In diesem Fall ginge für die Bürger der Hafenstadt am Pazifik zu dieser Jahreszeit die Sonne schon vor 15.00 Uhr unter. “Ich begreife das nicht“, sagte die Politikwissenschaftlerin Lilia Schewzowa. “Das kann das Leben von Menschen verändern, nur weil es für Moskau so bequemer wäre.“ Befürworter argumentieren, eine Verringerung der Zeitzonen würde den tiefen Osten näher an die Hauptstadt heranrücken und anbinden. Doch die Erfahrung anderswo zeigt, dass das auch nach hinten losgehen kann.
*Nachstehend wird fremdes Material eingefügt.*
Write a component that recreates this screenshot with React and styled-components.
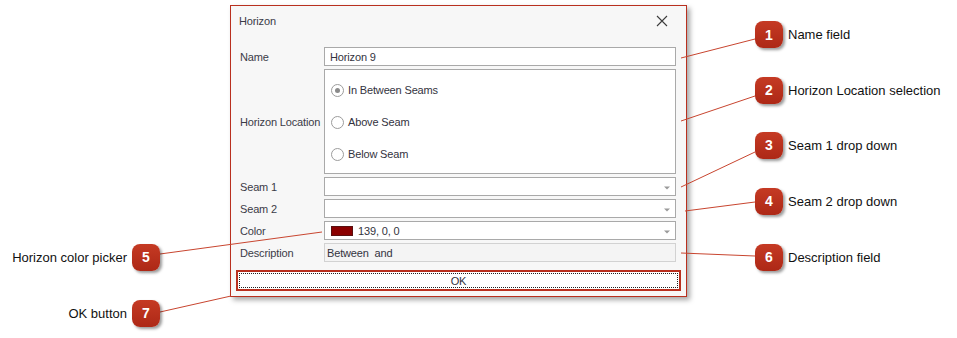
import React from "react";
import styled, { createGlobalStyle } from "styled-components";

const GlobalStyle = createGlobalStyle`
    html, body {
        margin    : 0;
        padding   : 0;
        background: #ffffff;
    }
    body {
        font-family: "Liberation Sans", Arial, sans-serif;
    }
`;

const RED = "#b9301f";

const callouts = [
    { n: 1, text: "Name field",                 side: "right", cy: 34.5 },
    { n: 2, text: "Horizon Location selection", side: "right", cy: 90 },
    { n: 3, text: "Seam 1 drop down",           side: "right", cy: 145 },
    { n: 4, text: "Seam 2 drop down",           side: "right", cy: 201 },
    { n: 6, text: "Description field",          side: "right", cy: 257 },
    { n: 5, text: "Horizon color picker",       side: "left",  cy: 257 },
    { n: 7, text: "OK button",                  side: "left",  cy: 313 },
];

const leaders = [
    [681, 58, 755, 39],
    [681, 121, 755, 96],
    [681, 187, 755, 152],
    [685, 211, 755, 202],
    [681, 253, 755, 256],
    [160, 254, 322, 232],
    [160, 312, 231, 296],
];

function DropArrow() {
    return (
        <Arrow width="6" height="4" viewBox="0 0 6 4">
            <path d="M0 0.5 L6 0.5 L3 3.5 Z" fill="#9a9a9a" />
        </Arrow>
    );
}

function Radio({ checked, label }) {
    return (
        <RadioRow>
            <RadioCircle>{checked && <RadioDot />}</RadioCircle>
            {label}
        </RadioRow>
    );
}

export default function App() {
    return (
        <Page>
            <GlobalStyle />

            <Dialog>
                <TitleBar>
                    <Title>Horizon</Title>
                    <CloseIcon width="12" height="12" viewBox="0 0 12 12">
                        <path d="M1 1 L11 11 M11 1 L1 11" stroke="#3c3c3c" strokeWidth="1.1" />
                    </CloseIcon>
                </TitleBar>

                <Form>
                    <Label>Name</Label>
                    <Field>Horizon 9</Field>

                    <Label>Horizon Location</Label>
                    <RadioGroup>
                        <Radio checked label="In Between Seams" />
                        <Radio label="Above Seam" />
                        <Radio label="Below Seam" />
                    </RadioGroup>

                    <Label>Seam 1</Label>
                    <Field><DropArrow /></Field>

                    <Label>Seam 2</Label>
                    <Field><DropArrow /></Field>

                    <Label>Color</Label>
                    <Field $pad="6px">
                        <Swatch $color="rgb(139, 0, 0)" />
                        139, 0, 0
                        <DropArrow />
                    </Field>

                    <Label>Description</Label>
                    <Field $readOnly>Between  and</Field>
                </Form>

                <Footer>
                    <OkButton>
                        <FocusRing>OK</FocusRing>
                    </OkButton>
                </Footer>
            </Dialog>

            <Leaders width="957" height="338" viewBox="0 0 957 338">
                {leaders.map(([x1, y1, x2, y2], i) => (
                    <line key={i} x1={x1} y1={y1} x2={x2} y2={y2} stroke="#c8452f" strokeWidth="1" />
                ))}
            </Leaders>

            {callouts.map((c) => (
                <Callout key={c.n} $side={c.side} $top={c.cy - 13.5}>
                    <Badge>{c.n}</Badge>
                    <CalloutText>{c.text}</CalloutText>
                </Callout>
            ))}
        </Page>
    );
}

const Page = styled.div`
    position  : relative;
    width     : 957px;
    height    : 338px;
    padding   : 5px 0 0 230px;
    box-sizing: border-box;
    overflow  : hidden;
`;

const Dialog = styled.div`
    width     : 457px;
    height    : 292px;
    box-sizing: border-box;

    display       : flex;
    flex-direction: column;

    background: #f7f7f7;
    border    : 1px solid ${RED};
    box-shadow: 3px 3px 5px rgba(0, 0, 0, 0.35);

    font-size     : 11px;
    letter-spacing: -0.15px;
    color         : #3b3b47;
`;

const TitleBar = styled.div`
    height     : 30px;
    display    : flex;
    align-items: center;
    justify-content: space-between;
    padding    : 0 18px 0 8px;
`;

const Title = styled.div`
    font-size: 11px;
    color    : #3b3b47;
`;

const CloseIcon = styled.svg`
    display: block;
`;

const Form = styled.div`
    display              : grid;
    grid-template-columns: 84px 1fr;
    row-gap              : 3px;
    align-items          : center;
    padding              : 11px 10px 0 9px;
`;

const Label = styled.div`
    white-space: nowrap;
    color      : #3b3b47;
`;

const Field = styled.div`
    position   : relative;
    height     : 19px;
    box-sizing : border-box;
    display    : flex;
    align-items: center;
    padding    : 0 ${(p) => p.$pad || (p.$readOnly ? "2px" : "5px")};
    white-space: pre;

    background: ${(p) => (p.$readOnly ? "#f4f4f4" : "#ffffff")};
    border    : 1px solid ${(p) => (p.$readOnly ? "#d2d2d2" : "#a9a9a9")};
    color     : #333340;
`;

const Arrow = styled.svg`
    position : absolute;
    right    : 5px;
    top      : 8px;
`;

const Swatch = styled.span`
    width       : 22px;
    height      : 10px;
    box-sizing  : border-box;
    margin-right: 5px;
    background  : ${(p) => p.$color};
    border      : 1px solid #5a1010;
`;

const RadioGroup = styled.div`
    height        : 105px;
    box-sizing    : border-box;
    display       : flex;
    flex-direction: column;
    padding       : 4px 0 3px 6px;

    background: #ffffff;
    border    : 1px solid #a9a9a9;
`;

const RadioRow = styled.div`
    height     : 32px;
    display    : flex;
    align-items: center;
    gap        : 4px;
    color      : #333340;
`;

const RadioCircle = styled.span`
    width          : 13px;
    height         : 13px;
    box-sizing     : border-box;
    border-radius  : 50%;
    border         : 1px solid #9c9c9c;
    background     : #ffffff;
    display        : flex;
    align-items    : center;
    justify-content: center;
`;

const RadioDot = styled.span`
    width        : 5px;
    height       : 5px;
    border-radius: 50%;
    background   : #8a8a8a;
`;

const Footer = styled.div`
    padding: 8px 5px 0 5px;
`;

const OkButton = styled.div`
    height    : 21px;
    box-sizing: border-box;
    padding   : 1px;
    background: #ffffff;
    border    : 2px solid ${RED};
`;

const FocusRing = styled.div`
    height         : 100%;
    box-sizing     : border-box;
    border         : 1px dotted #202020;
    display        : flex;
    align-items    : center;
    justify-content: center;
    color          : #333340;
    font-size      : 11px;
`;

const Leaders = styled.svg`
    position      : absolute;
    left          : 0;
    top           : 0;
    pointer-events: none;
`;

const Callout = styled.div`
    position      : absolute;
    top           : ${(p) => p.$top}px;
    ${(p) => (p.$side === "left" ? "right: 797px;" : "left: 755px;")}
    display       : flex;
    flex-direction: ${(p) => (p.$side === "left" ? "row-reverse" : "row")};
    align-items   : center;
    gap           : 5px;
`;

const Badge = styled.div`
    width          : 28px;
    height         : 27px;
    border-radius  : 8px;
    display        : flex;
    align-items    : center;
    justify-content: center;

    background: linear-gradient(180deg, #c53a24 0%, #ad2816 100%);
    box-shadow: 2px 2px 3px rgba(0, 0, 0, 0.4);

    color      : #ffffff;
    font-weight: bold;
    font-size  : 14px;
    font-family: "Liberation Sans", Arial, sans-serif;
`;

const CalloutText = styled.div`
    font-size  : 13px;
    color      : #111111;
    white-space: nowrap;
    font-family: "Liberation Sans", Arial, sans-serif;
`;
So wurden in China unter Mao Tse-Tung die fünf Zeitzonen aus vorkommunistischer Zeit abgeschafft und die Pekinger Zeit für alle vorgegeben. Das hatte zur Folge, dass etwa die Ämter und Behörden in Kaschgar im äußersten Westen schon im Morgengrauen öffnen müssen. Manche Einwohner trotzen dem verordneten Zeit-Zentralismus und stellen ihre Uhren dreieinhalb Stunden hinter die Pekinger Zeit zurück.

“Offensichtliche Unannehmlichkeiten“

An der Uhr zu drehen sei unannehmbar, wenn die wirtschaftlichen Vorteile von gesundheitlichen Problemen durch einen gestörten Biorhythmus überwogen würden, sagte der Geograf Arkadi Tischkow von der Russischen Akademie der Wissenschaften im Sender Echo Moskaus. Um einen allmählichen Übergang zu bewerkstelligen, schlug Uni-Rektor Lasarew vor, könnte in einigen Regionen jedes Jahr auf Sommerzeit um- und dann im Herbst nicht zurückgestellt werden.

Medwedew betonte, dass die Vorteile und die “offensichtlichen Unannehmlichkeiten“ eingehend geprüft werden müssten, bevor einige Zeitzonen abgeschafft würden. Es wäre nicht das erste Mal, das Moskau der Natur ins Handwerk zu pfuschen trachtet. Zu Sowjetzeiten bereits hatte Vater Staat vergebens versucht, den Lauf großer Ströme in Sibirien umzukehren, auf dass sie nicht nutzlos ins Meer fließen, sondern zur Bewässerung dienen könnten.

In jüngster Zeit versucht die Verwaltung, das Wetter zu beherrschen: Vor Feiertagen steigen Flugzeuge auf und versprühen Chemikalien in den Wolken, damit die sich rechtzeitig ausregnen und die großen Festveranstaltungen nicht ins Wasser fallen. Bürgermeister Juri Luschkow will die Methode jetzt auch im Winter nutzen, damit der Schnee schon vor der Stadt fällt und das Räumen nicht so viel kostet.